Work to be completed ▸ Find all lines in the records that include the word "index", and copy them out.
--------
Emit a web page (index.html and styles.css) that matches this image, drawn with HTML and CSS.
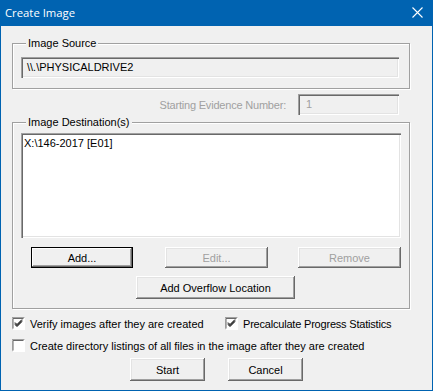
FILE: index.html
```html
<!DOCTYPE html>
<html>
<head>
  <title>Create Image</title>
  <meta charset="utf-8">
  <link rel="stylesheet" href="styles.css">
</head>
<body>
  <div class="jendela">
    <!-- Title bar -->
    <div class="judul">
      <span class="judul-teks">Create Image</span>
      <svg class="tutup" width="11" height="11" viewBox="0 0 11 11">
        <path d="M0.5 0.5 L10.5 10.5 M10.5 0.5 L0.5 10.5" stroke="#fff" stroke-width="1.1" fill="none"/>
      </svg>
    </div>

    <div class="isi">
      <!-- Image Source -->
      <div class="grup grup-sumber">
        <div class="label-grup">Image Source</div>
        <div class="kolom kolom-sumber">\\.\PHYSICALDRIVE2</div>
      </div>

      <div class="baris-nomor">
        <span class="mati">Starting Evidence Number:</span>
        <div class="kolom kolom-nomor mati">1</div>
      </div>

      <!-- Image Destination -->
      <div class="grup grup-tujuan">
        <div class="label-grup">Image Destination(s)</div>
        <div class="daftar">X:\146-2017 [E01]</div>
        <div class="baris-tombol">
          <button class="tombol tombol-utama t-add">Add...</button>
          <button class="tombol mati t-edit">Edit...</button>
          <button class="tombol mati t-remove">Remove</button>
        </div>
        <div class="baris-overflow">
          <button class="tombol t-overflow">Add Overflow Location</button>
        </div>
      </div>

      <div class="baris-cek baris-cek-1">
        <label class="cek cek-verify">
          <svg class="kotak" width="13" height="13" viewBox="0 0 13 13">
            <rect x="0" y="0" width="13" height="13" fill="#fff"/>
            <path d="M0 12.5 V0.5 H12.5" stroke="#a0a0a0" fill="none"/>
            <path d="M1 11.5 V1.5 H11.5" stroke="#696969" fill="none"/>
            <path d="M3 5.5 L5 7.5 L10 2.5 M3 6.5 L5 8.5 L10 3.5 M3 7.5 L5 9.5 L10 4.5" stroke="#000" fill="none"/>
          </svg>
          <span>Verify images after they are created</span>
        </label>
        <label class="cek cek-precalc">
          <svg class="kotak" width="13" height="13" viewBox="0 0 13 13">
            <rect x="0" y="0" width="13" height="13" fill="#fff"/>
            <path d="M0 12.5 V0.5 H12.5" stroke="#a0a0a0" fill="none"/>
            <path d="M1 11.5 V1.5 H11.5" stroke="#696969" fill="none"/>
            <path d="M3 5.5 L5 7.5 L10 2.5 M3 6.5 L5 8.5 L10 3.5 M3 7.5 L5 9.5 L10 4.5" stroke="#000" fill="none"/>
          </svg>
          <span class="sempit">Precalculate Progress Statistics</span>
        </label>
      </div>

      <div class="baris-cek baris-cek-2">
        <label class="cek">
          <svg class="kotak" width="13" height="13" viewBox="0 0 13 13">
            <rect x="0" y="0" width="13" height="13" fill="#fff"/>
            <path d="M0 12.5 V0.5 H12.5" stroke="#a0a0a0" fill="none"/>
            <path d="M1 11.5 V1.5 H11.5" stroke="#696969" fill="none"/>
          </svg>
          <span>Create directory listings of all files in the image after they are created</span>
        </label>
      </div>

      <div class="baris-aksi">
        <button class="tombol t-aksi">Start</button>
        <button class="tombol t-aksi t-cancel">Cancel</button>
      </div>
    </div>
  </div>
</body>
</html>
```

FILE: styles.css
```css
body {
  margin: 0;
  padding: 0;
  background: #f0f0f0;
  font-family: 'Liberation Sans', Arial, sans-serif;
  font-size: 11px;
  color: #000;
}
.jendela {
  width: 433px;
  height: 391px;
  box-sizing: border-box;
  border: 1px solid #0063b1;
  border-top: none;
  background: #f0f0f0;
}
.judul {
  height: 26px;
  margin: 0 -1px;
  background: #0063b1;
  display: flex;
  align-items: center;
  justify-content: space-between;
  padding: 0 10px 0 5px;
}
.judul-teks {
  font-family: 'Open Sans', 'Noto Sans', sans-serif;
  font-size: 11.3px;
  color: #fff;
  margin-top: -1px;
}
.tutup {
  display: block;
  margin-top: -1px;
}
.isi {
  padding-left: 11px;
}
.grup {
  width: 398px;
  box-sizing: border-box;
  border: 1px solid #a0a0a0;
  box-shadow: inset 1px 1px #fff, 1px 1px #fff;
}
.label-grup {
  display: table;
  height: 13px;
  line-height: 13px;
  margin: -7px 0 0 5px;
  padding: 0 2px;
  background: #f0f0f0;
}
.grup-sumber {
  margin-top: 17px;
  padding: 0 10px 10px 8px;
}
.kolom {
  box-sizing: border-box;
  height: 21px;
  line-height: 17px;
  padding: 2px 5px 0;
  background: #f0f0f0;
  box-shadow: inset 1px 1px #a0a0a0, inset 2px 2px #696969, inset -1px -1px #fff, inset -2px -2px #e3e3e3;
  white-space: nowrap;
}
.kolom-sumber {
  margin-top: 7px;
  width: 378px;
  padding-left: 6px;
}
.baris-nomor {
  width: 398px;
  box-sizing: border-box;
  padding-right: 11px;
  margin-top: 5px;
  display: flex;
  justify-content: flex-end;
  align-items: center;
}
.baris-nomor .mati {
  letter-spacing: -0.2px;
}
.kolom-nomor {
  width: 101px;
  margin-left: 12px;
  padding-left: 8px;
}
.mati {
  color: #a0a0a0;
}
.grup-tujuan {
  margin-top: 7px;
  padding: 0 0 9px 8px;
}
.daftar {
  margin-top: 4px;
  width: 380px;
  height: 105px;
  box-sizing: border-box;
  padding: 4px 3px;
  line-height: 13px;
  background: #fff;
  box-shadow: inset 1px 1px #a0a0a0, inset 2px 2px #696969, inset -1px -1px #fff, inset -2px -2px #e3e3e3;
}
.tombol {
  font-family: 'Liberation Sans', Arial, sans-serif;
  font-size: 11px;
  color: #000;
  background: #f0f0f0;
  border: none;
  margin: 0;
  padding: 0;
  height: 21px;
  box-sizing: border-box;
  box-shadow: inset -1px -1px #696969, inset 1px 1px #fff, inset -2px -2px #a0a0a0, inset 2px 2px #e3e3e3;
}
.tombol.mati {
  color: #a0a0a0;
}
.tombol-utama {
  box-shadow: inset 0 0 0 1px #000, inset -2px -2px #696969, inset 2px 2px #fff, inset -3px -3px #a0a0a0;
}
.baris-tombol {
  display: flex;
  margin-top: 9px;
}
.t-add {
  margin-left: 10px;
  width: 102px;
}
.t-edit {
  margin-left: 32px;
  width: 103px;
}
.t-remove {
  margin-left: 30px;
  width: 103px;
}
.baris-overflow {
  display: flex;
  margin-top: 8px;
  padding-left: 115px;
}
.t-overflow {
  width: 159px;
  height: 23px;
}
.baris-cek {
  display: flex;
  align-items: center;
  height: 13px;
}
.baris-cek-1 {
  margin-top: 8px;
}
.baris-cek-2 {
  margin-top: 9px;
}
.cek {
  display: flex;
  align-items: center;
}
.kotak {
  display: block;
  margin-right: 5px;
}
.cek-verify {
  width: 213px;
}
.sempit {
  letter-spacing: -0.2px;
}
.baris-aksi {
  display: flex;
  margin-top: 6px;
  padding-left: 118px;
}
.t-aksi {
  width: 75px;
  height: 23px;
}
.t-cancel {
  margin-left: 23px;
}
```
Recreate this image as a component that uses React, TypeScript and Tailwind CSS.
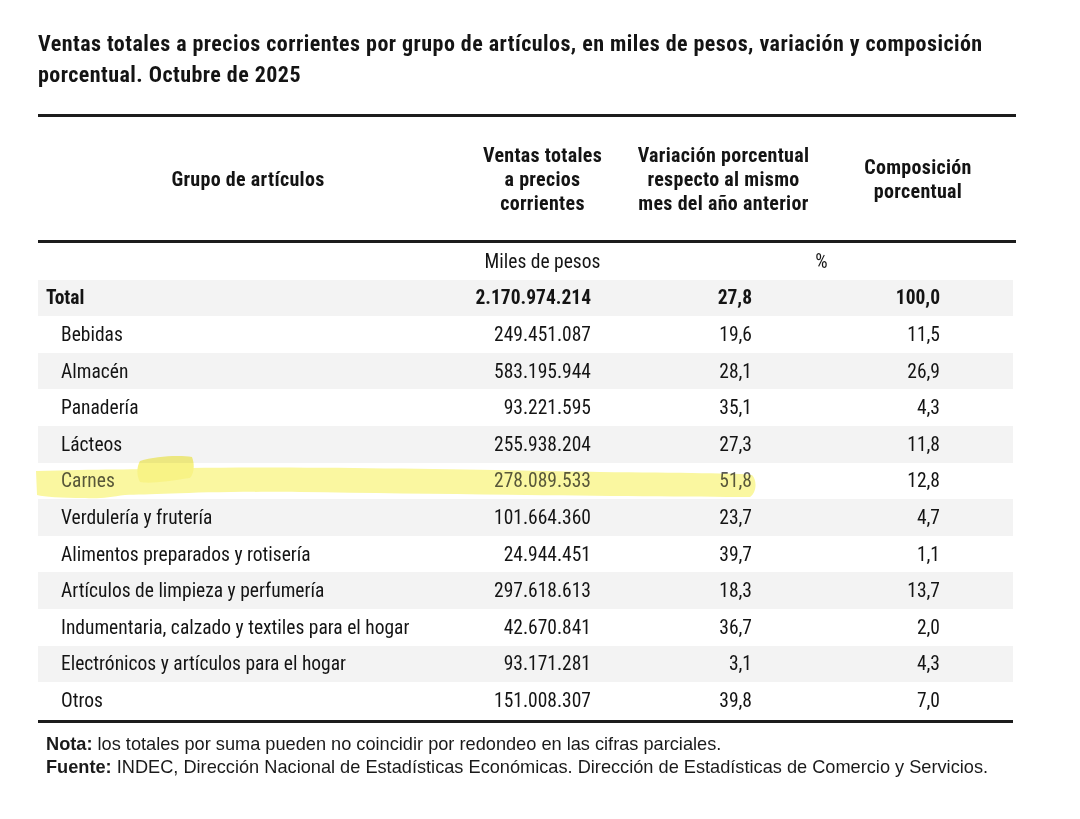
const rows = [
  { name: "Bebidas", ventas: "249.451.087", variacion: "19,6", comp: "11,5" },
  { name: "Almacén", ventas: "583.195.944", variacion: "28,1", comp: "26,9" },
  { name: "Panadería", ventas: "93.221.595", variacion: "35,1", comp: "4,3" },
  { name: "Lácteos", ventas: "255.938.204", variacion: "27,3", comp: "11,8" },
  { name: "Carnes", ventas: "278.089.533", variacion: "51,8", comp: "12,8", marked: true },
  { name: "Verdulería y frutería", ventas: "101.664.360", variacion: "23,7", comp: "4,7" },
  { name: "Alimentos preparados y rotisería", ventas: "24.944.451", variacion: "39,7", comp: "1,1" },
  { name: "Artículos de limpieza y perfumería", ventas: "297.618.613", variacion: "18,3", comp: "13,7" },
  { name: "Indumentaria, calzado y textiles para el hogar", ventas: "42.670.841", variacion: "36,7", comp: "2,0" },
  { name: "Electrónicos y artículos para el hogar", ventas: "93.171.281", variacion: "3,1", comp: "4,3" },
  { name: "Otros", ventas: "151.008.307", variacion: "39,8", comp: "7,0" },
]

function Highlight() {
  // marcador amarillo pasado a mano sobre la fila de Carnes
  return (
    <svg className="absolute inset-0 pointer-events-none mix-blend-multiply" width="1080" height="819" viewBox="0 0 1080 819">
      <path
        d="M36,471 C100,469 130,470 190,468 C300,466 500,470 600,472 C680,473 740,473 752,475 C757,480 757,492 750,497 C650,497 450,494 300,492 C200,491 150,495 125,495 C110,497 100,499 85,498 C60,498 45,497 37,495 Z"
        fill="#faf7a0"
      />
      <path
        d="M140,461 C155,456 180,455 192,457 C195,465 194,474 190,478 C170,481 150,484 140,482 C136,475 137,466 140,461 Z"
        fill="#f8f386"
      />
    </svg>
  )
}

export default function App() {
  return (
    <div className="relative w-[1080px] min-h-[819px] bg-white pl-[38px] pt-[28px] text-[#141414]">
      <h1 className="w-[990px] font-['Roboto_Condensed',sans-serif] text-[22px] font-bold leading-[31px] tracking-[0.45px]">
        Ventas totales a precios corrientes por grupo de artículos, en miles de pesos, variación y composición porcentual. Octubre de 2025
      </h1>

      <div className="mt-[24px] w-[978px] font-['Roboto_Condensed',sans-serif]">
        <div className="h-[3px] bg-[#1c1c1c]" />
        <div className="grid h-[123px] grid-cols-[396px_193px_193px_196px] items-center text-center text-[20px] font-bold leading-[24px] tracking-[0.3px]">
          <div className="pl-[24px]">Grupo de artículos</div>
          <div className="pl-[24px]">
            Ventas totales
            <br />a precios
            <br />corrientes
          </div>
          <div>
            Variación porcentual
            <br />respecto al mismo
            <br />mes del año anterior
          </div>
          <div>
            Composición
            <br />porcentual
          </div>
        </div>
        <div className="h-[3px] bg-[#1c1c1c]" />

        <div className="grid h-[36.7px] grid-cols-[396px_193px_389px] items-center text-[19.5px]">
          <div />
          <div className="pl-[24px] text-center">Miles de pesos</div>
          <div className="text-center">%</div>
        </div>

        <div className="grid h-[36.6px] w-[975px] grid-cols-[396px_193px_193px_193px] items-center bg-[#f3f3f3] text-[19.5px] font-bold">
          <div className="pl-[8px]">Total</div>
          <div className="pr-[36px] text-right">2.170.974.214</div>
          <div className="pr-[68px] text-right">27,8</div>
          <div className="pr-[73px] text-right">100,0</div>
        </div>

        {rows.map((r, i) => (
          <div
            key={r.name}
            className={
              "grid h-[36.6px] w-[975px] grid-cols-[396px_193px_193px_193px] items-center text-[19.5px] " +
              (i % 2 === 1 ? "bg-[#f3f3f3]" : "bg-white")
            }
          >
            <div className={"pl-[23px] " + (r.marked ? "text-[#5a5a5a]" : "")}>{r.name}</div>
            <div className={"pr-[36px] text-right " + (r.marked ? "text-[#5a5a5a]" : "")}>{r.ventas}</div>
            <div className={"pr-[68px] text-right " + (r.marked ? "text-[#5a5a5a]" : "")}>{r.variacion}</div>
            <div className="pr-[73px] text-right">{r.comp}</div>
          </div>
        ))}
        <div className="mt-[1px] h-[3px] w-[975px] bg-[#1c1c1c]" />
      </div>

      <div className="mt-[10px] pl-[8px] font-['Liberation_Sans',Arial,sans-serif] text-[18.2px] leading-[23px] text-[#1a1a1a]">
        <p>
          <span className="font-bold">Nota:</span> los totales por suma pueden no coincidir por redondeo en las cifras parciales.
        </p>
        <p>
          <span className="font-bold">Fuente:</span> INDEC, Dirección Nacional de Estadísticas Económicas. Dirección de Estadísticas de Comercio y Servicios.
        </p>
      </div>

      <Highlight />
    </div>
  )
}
--------
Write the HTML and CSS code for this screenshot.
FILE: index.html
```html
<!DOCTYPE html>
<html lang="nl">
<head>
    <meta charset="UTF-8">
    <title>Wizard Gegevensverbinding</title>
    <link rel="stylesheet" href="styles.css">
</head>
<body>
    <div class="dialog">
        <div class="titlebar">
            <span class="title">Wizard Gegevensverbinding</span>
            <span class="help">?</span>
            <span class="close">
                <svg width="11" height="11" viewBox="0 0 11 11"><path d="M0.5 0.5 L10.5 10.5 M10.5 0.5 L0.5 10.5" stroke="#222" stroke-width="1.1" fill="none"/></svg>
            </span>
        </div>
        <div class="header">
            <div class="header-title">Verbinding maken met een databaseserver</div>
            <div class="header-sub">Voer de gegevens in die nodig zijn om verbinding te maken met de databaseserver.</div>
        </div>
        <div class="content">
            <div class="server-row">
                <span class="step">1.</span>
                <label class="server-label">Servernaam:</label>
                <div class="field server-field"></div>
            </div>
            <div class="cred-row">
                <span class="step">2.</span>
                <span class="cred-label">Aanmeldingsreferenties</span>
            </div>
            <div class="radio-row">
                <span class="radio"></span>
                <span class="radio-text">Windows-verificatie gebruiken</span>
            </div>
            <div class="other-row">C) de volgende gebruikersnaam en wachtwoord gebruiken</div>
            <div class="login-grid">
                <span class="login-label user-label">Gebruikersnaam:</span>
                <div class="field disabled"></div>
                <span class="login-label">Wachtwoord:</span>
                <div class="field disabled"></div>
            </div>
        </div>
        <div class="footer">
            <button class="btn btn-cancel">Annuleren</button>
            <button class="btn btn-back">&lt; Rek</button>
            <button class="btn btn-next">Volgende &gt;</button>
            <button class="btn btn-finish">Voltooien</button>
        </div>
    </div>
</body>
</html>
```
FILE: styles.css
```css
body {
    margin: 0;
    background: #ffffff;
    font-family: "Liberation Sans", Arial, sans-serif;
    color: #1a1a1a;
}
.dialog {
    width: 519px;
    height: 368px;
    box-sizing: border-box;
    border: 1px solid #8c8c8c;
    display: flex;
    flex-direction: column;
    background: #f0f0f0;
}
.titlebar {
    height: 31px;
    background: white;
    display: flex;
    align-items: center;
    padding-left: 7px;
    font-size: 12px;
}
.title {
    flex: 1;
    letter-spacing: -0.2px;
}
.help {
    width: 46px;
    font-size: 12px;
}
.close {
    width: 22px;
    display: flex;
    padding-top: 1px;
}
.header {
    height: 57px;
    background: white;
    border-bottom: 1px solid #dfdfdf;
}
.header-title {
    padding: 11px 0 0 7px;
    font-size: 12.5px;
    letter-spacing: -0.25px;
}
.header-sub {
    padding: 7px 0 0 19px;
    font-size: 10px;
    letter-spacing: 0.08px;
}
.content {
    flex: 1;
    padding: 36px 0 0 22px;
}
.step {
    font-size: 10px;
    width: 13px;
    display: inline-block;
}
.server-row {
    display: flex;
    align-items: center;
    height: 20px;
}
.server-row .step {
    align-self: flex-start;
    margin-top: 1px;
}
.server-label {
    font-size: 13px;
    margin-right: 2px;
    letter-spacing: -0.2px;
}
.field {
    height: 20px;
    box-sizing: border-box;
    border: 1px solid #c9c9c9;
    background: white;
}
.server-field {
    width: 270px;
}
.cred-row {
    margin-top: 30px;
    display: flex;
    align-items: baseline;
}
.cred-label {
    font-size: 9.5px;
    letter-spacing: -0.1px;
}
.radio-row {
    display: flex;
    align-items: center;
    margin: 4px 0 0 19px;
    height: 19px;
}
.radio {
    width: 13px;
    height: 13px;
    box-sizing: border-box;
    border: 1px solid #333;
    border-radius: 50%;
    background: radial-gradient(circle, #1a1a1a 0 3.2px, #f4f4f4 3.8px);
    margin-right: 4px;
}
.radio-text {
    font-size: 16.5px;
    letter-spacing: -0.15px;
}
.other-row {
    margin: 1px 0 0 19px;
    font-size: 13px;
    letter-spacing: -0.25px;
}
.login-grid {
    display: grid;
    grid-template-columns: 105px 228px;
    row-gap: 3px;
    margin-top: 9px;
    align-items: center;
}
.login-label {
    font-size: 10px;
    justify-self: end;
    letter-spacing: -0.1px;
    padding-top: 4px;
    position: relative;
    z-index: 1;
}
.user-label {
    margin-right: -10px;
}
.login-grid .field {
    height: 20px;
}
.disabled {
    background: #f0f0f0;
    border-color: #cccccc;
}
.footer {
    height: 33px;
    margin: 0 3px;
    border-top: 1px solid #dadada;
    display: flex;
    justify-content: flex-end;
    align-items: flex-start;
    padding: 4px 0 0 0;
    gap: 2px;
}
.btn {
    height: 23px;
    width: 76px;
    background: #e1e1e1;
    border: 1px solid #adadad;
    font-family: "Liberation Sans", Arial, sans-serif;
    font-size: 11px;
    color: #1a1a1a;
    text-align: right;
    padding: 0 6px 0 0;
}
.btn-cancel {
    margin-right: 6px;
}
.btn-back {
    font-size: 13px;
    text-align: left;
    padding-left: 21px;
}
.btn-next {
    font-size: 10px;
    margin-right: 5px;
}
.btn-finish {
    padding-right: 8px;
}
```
--------
Answer for the task ▸
Emit a web page (index.html and styles.css) that matches this image, drawn with HTML and CSS.
FILE: index.html
FILE: index.html
    z-index: 1;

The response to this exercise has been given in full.